By 1945, QANTAS purchased and operated over 19 Catalina flying boats over the Indian ocean. Their flight times were in excess of 28 hours to complete the trek and earned the passenger the privilege of seeing a double sunrise. The Catalina service ended in 1958 when QANTAS sold its fleet and had since been operating the L749 Constellation and the highly-regarded DC-3. The flying boats days were over. QANTAS now had services from Sydney to London, Japan, Hong Kong, and South Africa. With regularly scheduled weekly international flights and a robust fleet, QANTAS is solidified as the National Airline of Australia. QANTAS had its sights set on becoming a global airline, and set out to conquer it. In 1956 and the Olympic Games being held in Melbourne, QANTAS flew its 34 aircraft carrying record numbers of passengers to the island. The same year they moved out of the propeller driven airframes into the Boeing 707-138. The Jet age had arrived. By 1959, QANTAS took delivery of seven Boeing 707’s, just behind the U.S. Through 1964, the 13 Boeing 707’s flew the majority of the routes reaching its peak numbers of 19 planes by 1966.
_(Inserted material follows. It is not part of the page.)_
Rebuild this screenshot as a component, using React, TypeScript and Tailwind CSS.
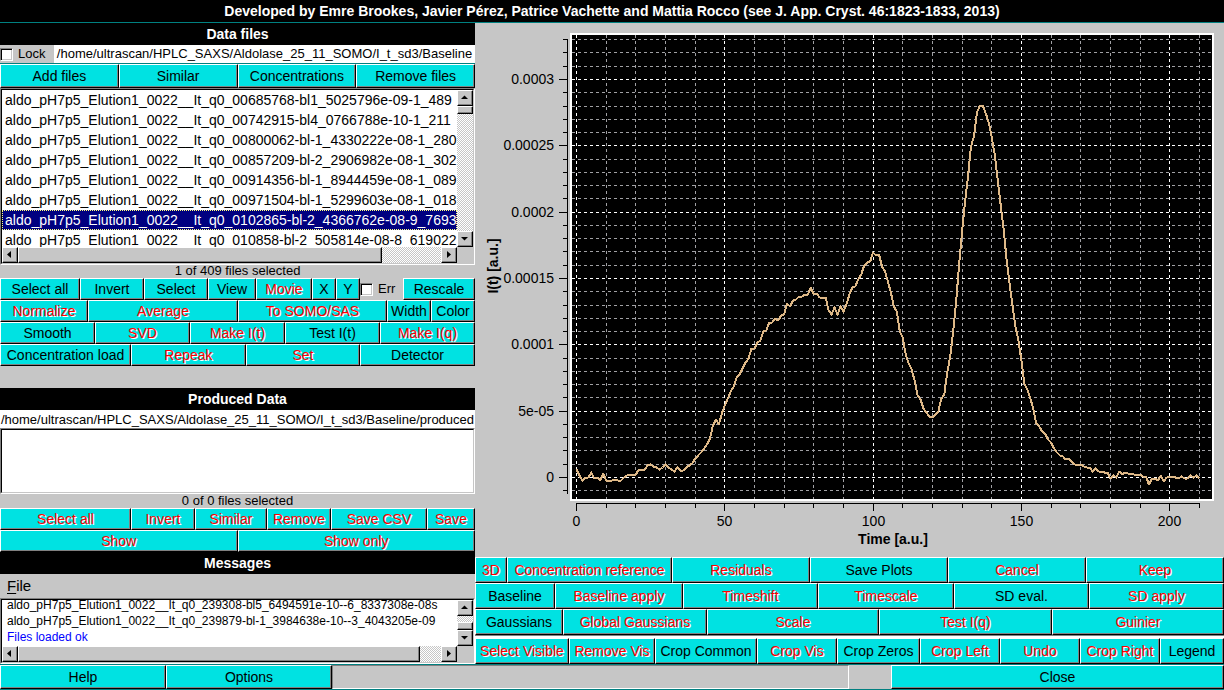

The big decision came in 1966. Qantas decided to streamline and standardize it fleet, enter the “Jumbo Jet”. Management decided to skip the “A” model Boeing 747 and placed initial orders for the 747-238 “B”, while “A” models were still in production. Boeing delivered their first 747 in 1971 and through the sales of its 707 fleet and production times, in 1979 QANTAS had the worlds all 747 fleet. They totaled 19 aircraft providing wide body world class service to the globe. The 747 meet the companies needs and provided years of quality service until the need to expand was upon them again. With modernization of aircraft and designs, the demand for new airplanes was filled with the Boeing 767-238ER, 767-338ER (extended range), along with the brand new 747-438. The fleet expanded, meeting the needs of a global market. With services to New York, Los Angles, San Francisco in the US and the continued flights to Japan, Hong Kong, London, the expansion continue to the middle east.
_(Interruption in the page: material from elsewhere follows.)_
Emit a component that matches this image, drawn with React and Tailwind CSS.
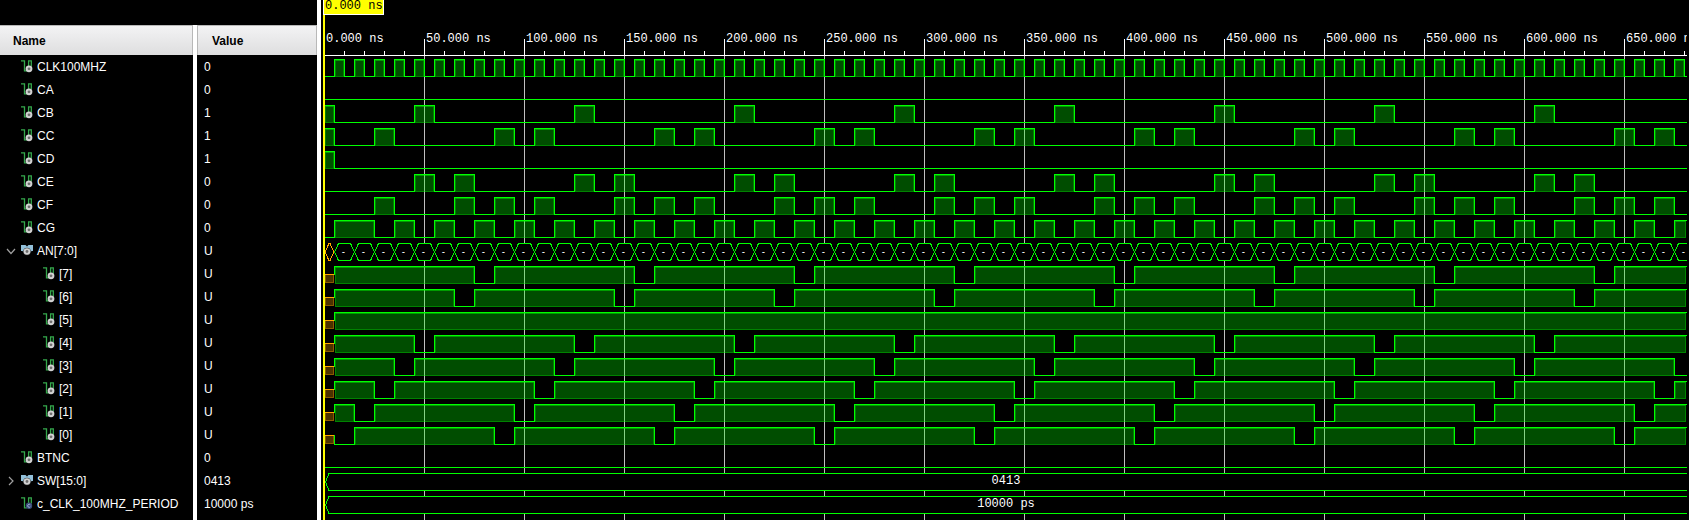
import React, { useLayoutEffect, useRef, useState } from "react";

const PX_PER_NS = 2;
const ROW = 23;
const FIRST_TOP = 59;
const WAVE_H = 17;
const AXIS_Y = 55;

const GREEN = "#00ff00";
const MONO = '"Liberation Mono", "Courier New", monospace';

const xOf = (t) => 1 + PX_PER_NS * t;

// The display multiplexer advances every 10 ns, starting at 5 ns.
const slotted = (initial, fn) => (end) => {
  const out = [{ a: 0, b: 5, v: initial }];
  for (let k = 0; 5 + 10 * k < end; k++) {
    const v = fn(k) ? 1 : 0;
    const last = out[out.length - 1];
    const b = Math.min(end, 15 + 10 * k);
    if (last.v === v) last.b = b;
    else out.push({ a: 5 + 10 * k, b, v });
  }
  return out;
};

const clock = (end) => {
  const out = [];
  for (let t = 0; t < end; t += 5) out.push({ a: t, b: Math.min(end, t + 5), v: (t / 5) % 2 });
  return out;
};

const constant = (v) => (end) => [{ a: 0, b: end, v }];

const SIGNALS = [
  { name: "CLK100MHZ", value: "0", wave: clock },
  { name: "CA", value: "0", wave: constant(0) },
  { name: "CB", value: "1", wave: slotted(1, (k) => k % 8 === 4) },
  { name: "CC", value: "1", wave: slotted(1, (k) => k > 0 && [0, 2].includes(k % 8)) },
  { name: "CD", value: "1", wave: slotted(1, () => false) },
  { name: "CE", value: "0", wave: slotted(0, (k) => [4, 6].includes(k % 8)) },
  { name: "CF", value: "0", wave: slotted(0, (k) => k > 0 && [0, 2, 6].includes(k % 8)) },
  { name: "CG", value: "0", wave: slotted(0, (k) => k === 0 || k % 2 === 1) },
  {
    name: "AN[7:0]",
    value: "U",
    bus: "changing",
    children: [7, 6, 5, 4, 3, 2, 1, 0].map((n) => ({
      name: `[${n}]`,
      value: "U",
      wave: slotted("U", (k) => n === 5 || k % 8 !== n),
    })),
  },
  { name: "BTNC", value: "0", wave: constant(0) },
  {
    name: "SW[15:0]",
    value: "0413",
    bus: "steady",
    children: Array.from({ length: 16 }, (_, i) => 15 - i).map((n) => ({
      name: `[${n}]`,
      value: String((0x0413 >> n) & 1),
      wave: constant((0x0413 >> n) & 1),
    })),
  },
  { name: "c_CLK_100MHZ_PERIOD", value: "10000 ps", bus: "steady", isConstant: true },
];

function ScalarIcon({ isConstant }) {
  return (
    <svg width="12" height="13" viewBox="0 0 12 13" aria-hidden="true">
      <path d="M0 0.8H3.5V10.8H6M7.6 6V0.8H10.3V6.5" fill="none" stroke="#35a84c" strokeWidth="1.3" />
      {isConstant ? (
        <>
          <circle cx="8" cy="8.8" r="3.2" fill="#3d4f7c" />
          <path d="M9.3 7.8A1.5 1.5 0 1 0 9.3 9.8" fill="none" stroke="#9fb0d8" />
        </>
      ) : (
        <>
          <circle cx="8" cy="8.8" r="3.4" fill="#d2d2d2" />
          <circle cx="8" cy="8.8" r="1.4" fill="#6e6e6e" />
        </>
      )}
    </svg>
  );
}

function BusIcon() {
  return (
    <svg width="12" height="13" viewBox="0 0 12 13" aria-hidden="true">
      <path d="M0 1H4.5L6 2.5L7.5 1H12V7H10.5L9 9H3L1.5 7H0Z" fill="#93c0da" />
      <circle cx="6" cy="7.5" r="3.8" fill="#333" />
      <circle cx="6" cy="7.5" r="3.3" fill="#d2d2d2" />
      <circle cx="6" cy="7.5" r="1.4" fill="#6e6e6e" />
    </svg>
  );
}

function Chevron({ open }) {
  return (
    <svg width="10" height="10" viewBox="0 0 10 10" aria-hidden="true">
      <path d={open ? "M1 3L5 7.5L9 3" : "M3 1L7 5L3 9"} fill="none" stroke="#a0a0a0" strokeWidth="1.2" />
    </svg>
  );
}

function LevelWave({ top, segments, end }) {
  const bottom = top + WAVE_H;
  const shapes = [];
  let d = "";
  segments.forEach(({ a, b, v }, i) => {
    const x0 = xOf(a);
    const x1 = xOf(b);
    if (v === "U") {
      shapes.push(
        <g key={i}>
          <rect x={x0 + 1} y={top + 9} width={x1 - x0 - 1} height={8} fill="#4c3200" />
          <path
            d={`M${x0 + 1.5} ${top + 9}V${top + 16.5}H${x1 - 0.5}V${top + 9}`}
            fill="none"
            stroke="#8a5a00"
          />
          <path d={`M${x0 + 1} ${top + 8.5}H${x1}`} stroke="#ffa500" />
        </g>
      );
      d += `M${x1 + 0.5} ${top + 8.5}`;
      return;
    }
    if (v === 1) {
      shapes.push(
        <g key={i}>
          <rect x={x0 + 1} y={top + 1} width={x1 - x0 - 1} height={WAVE_H} fill={GREEN} fillOpacity="0.3" />
          <path
            d={`M${x0 + 1.5} ${top + 2}V${bottom + 0.5}H${x1 - 0.5}V${top + 2}`}
            fill="none"
            stroke={GREEN}
            strokeOpacity="0.3"
          />
          <path d={`M${x0 + 1} ${top + 1.5}H${x1}`} stroke={GREEN} strokeOpacity="0.45" />
        </g>
      );
    }
    const y = (v === 1 ? top : bottom) + 0.5;
    if (i === 0) d += `M${x0 + 1} ${y}`;
    else d += `V${y}`;
    d += `H${b >= end ? x1 + 1 : x1 + 0.5}`;
  });
  return (
    <g shapeRendering="crispEdges">
      {shapes}
      <path d={d} fill="none" stroke={GREEN} strokeLinecap="square" strokeLinejoin="miter" />
    </g>
  );
}

function hexagon(x0, x1, top, slope) {
  const y0 = top + 0.5;
  const y1 = top + WAVE_H + 0.5;
  const mid = (y0 + y1) / 2;
  return `M${x0} ${mid}L${x0 + slope} ${y0}H${x1 - slope}L${x1} ${mid}L${x1 - slope} ${y1}H${x0 + slope}Z`;
}

function ChangingBus({ top, end }) {
  const cells = [];
  for (let t = 5; t < end; t += 10) {
    const x0 = xOf(t) + 0.5;
    cells.push(
      <g key={t}>
        <path
          d={hexagon(x0, x0 + 20, top, 4)}
          fill="#000"
          stroke={GREEN}
          shapeRendering="crispEdges"
        />
        <text
          x={x0 + 9}
          y={top + 11}
          fontSize="8"
          fontWeight="bold"
          fill="#fff"
          textAnchor="middle"
          fontFamily={MONO}
        >
          -
        </text>
      </g>
    );
  }
  return (
    <g>
      <path d={hexagon(2, 11, top, 4)} fill="#000" stroke="#ffa500" shapeRendering="crispEdges" />
      {cells}
    </g>
  );
}

function SteadyBus({ top, width, label }) {
  const y0 = top + 0.5;
  const y1 = top + WAVE_H + 0.5;
  return (
    <g>
      <path
        d={`M${width} ${y0}H6L2.5 ${(y0 + y1) / 2}L6 ${y1}H${width}`}
        fill="#000"
        stroke={GREEN}
        shapeRendering="crispEdges"
      />
      <text x={width / 2 + 1} y={top + 11} fontSize="12" fill="#fff" textAnchor="middle" fontFamily={MONO}>
        {label}
      </text>
    </g>
  );
}

function WaveView({ rows }) {
  const ref = useRef(null);
  const [width, setWidth] = useState(0);

  useLayoutEffect(() => {
    const measure = () => setWidth(ref.current.clientWidth);
    measure();
    const observer = new ResizeObserver(measure);
    observer.observe(ref.current);
    return () => observer.disconnect();
  }, []);

  const end = Math.max(0, (width - 2) / PX_PER_NS);
  const ticks = [];
  for (let t = 0; t <= end; t += 10) ticks.push(t);
  const height = FIRST_TOP + ROW * rows.length + 1;

  return (
    <div ref={ref} className="min-w-0 flex-1 overflow-hidden">
      <svg width={width} height={height} className="block" role="img" aria-label="Waveforms">
        <g shapeRendering="crispEdges">
          {ticks.map((t) =>
            t % 50 === 0 ? (
              <g key={t}>
                <rect x={xOf(t)} y={39} width={1} height={AXIS_Y - 39} fill="#fff" />
                <rect x={xOf(t)} y={AXIS_Y} width={1} height={height - AXIS_Y} fill="#c0c0c0" />
              </g>
            ) : (
              <rect key={t} x={xOf(t)} y={51} width={1} height={4} fill="#fff" />
            )
          )}
          <rect x={0} y={AXIS_Y} width={width} height={1} fill="#fff" />
        </g>
        {ticks
          .filter((t) => t % 50 === 0)
          .map((t) => (
            <text key={t} x={xOf(t) + 2} y={42} fontSize="12" fill="#fff" fontFamily={MONO}>
              {t.toFixed(3)} ns
            </text>
          ))}
        {width > 0 &&
          rows.map((row, i) => {
            const top = FIRST_TOP + ROW * i;
            if (row.bus === "changing") return <ChangingBus key={row.id} top={top} end={end} />;
            if (row.bus === "steady")
              return <SteadyBus key={row.id} top={top} width={width} label={row.value} />;
            return <LevelWave key={row.id} top={top} segments={row.wave(end)} end={end} />;
          })}
        <g shapeRendering="crispEdges">
          <rect x={0} y={0} width={2} height={height} fill="#ffff00" />
          <rect x={0} y={0} width={61} height={15} fill="#fff" />
          <rect x={1} y={0} width={59} height={14} fill="#ffff00" />
        </g>
        <text x={2} y={9} fontSize="12" fill="#000" fontFamily={MONO}>
          0.000 ns
        </text>
      </svg>
    </div>
  );
}

export default function App() {
  const [open, setOpen] = useState({ "AN[7:0]": true });

  const rows = SIGNALS.flatMap((s) => [
    { ...s, id: s.name, depth: 0 },
    ...(s.children && open[s.name]
      ? s.children.map((c) => ({ ...c, id: s.name + c.name, depth: 1 }))
      : []),
  ]);

  return (
    <main className="flex min-h-screen overflow-hidden bg-black font-['Liberation_Sans',Arial,sans-serif] text-xs text-white">
      <section className="flex w-[321px] shrink-0 flex-col border-r-4 border-white pt-[25px]">
        <table className="w-full table-fixed border-separate border-spacing-0">
          <thead>
            <tr className="h-[30px] text-left text-black">
              <th className="w-[197px] border-r-4 border-white p-0">
                <div className="flex h-[30px] items-center border-t border-r border-[#b8b8b8] bg-linear-to-b from-[#f3f3f4] to-[#dededf] pl-[13px]">
                  Name
                </div>
              </th>
              <th className="p-0">
                <div className="flex h-[30px] items-center border-x border-t border-[#b8b8b8] bg-linear-to-b from-[#f3f3f4] to-[#dededf] pl-[14px]">
                  Value
                </div>
              </th>
            </tr>
          </thead>
          <tbody>
            {rows.map((row) => (
              <tr key={row.id} className="h-[23px]">
                <td className="border-r-4 border-white p-0">
                  <div className={`flex h-[23px] items-center whitespace-nowrap ${row.depth ? "pl-[27px]" : "pl-[5px]"}`}>
                    {row.children ? (
                      <button
                        type="button"
                        aria-label={`Toggle ${row.name}`}
                        aria-expanded={!!open[row.name]}
                        onClick={() => setOpen({ ...open, [row.name]: !open[row.name] })}
                        className="mr-1 flex w-3 justify-center"
                      >
                        <Chevron open={open[row.name]} />
                      </button>
                    ) : (
                      <span className="mr-1 w-3" />
                    )}
                    {row.children ? <BusIcon /> : <ScalarIcon isConstant={row.isConstant} />}
                    <span className="pl-1">{row.name}</span>
                  </div>
                </td>
                <td className="p-0 pl-[7px]">{row.value}</td>
              </tr>
            ))}
          </tbody>
        </table>
        <div className="w-[197px] flex-1 border-r-4 border-white" />
      </section>
      <section className="flex min-w-0 flex-1 px-0.5">
        <WaveView rows={rows} />
      </section>
    </main>
  );
}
With a state of the art fleet and a reputation as a world class airline, QANTAS was at the pinnacle. With regulations changes in the 1990’s, governmental subsidies, and a changing market, low cost regional and international carriers were established, all under the QANTAS moniker. They have added routes to Hawaii and operate domestic New Zealand services under these low-cost options now named under the Jet-Star logo. With their continued dedication to an exceptional flying experience and remaining atop the worlds airline, two more additions were needed.
Having the state of the art Boeing 747’s, the 767’s, 787’s, and 717’s, it was time one more time to expand the fleet. Enter the Airbus A330 and A380. These unique and truly monumental aircraft have pushed QANTAS to the top of the international air carrier world. The addition of these aircraft also opened up destinations in the UAE, Qatar, and other rich middle Eastern Nations. Its capabilities and capacity has enabled QANTAS to have the true global reach and live up to their slogan “One World”.
QANTAS has come a long way from the beginning of this story which was four guys and dream from an island of convicts. They have made the world accessible to all, made flying an experience, and kept their operation relevant, profitable, and state of the art. It will be interesting to watch and follow what the future holds for one of the world’s oldest airlines. It is for sure that the flying red kangaroo painted tail will be seen at airports around the world for many years to come.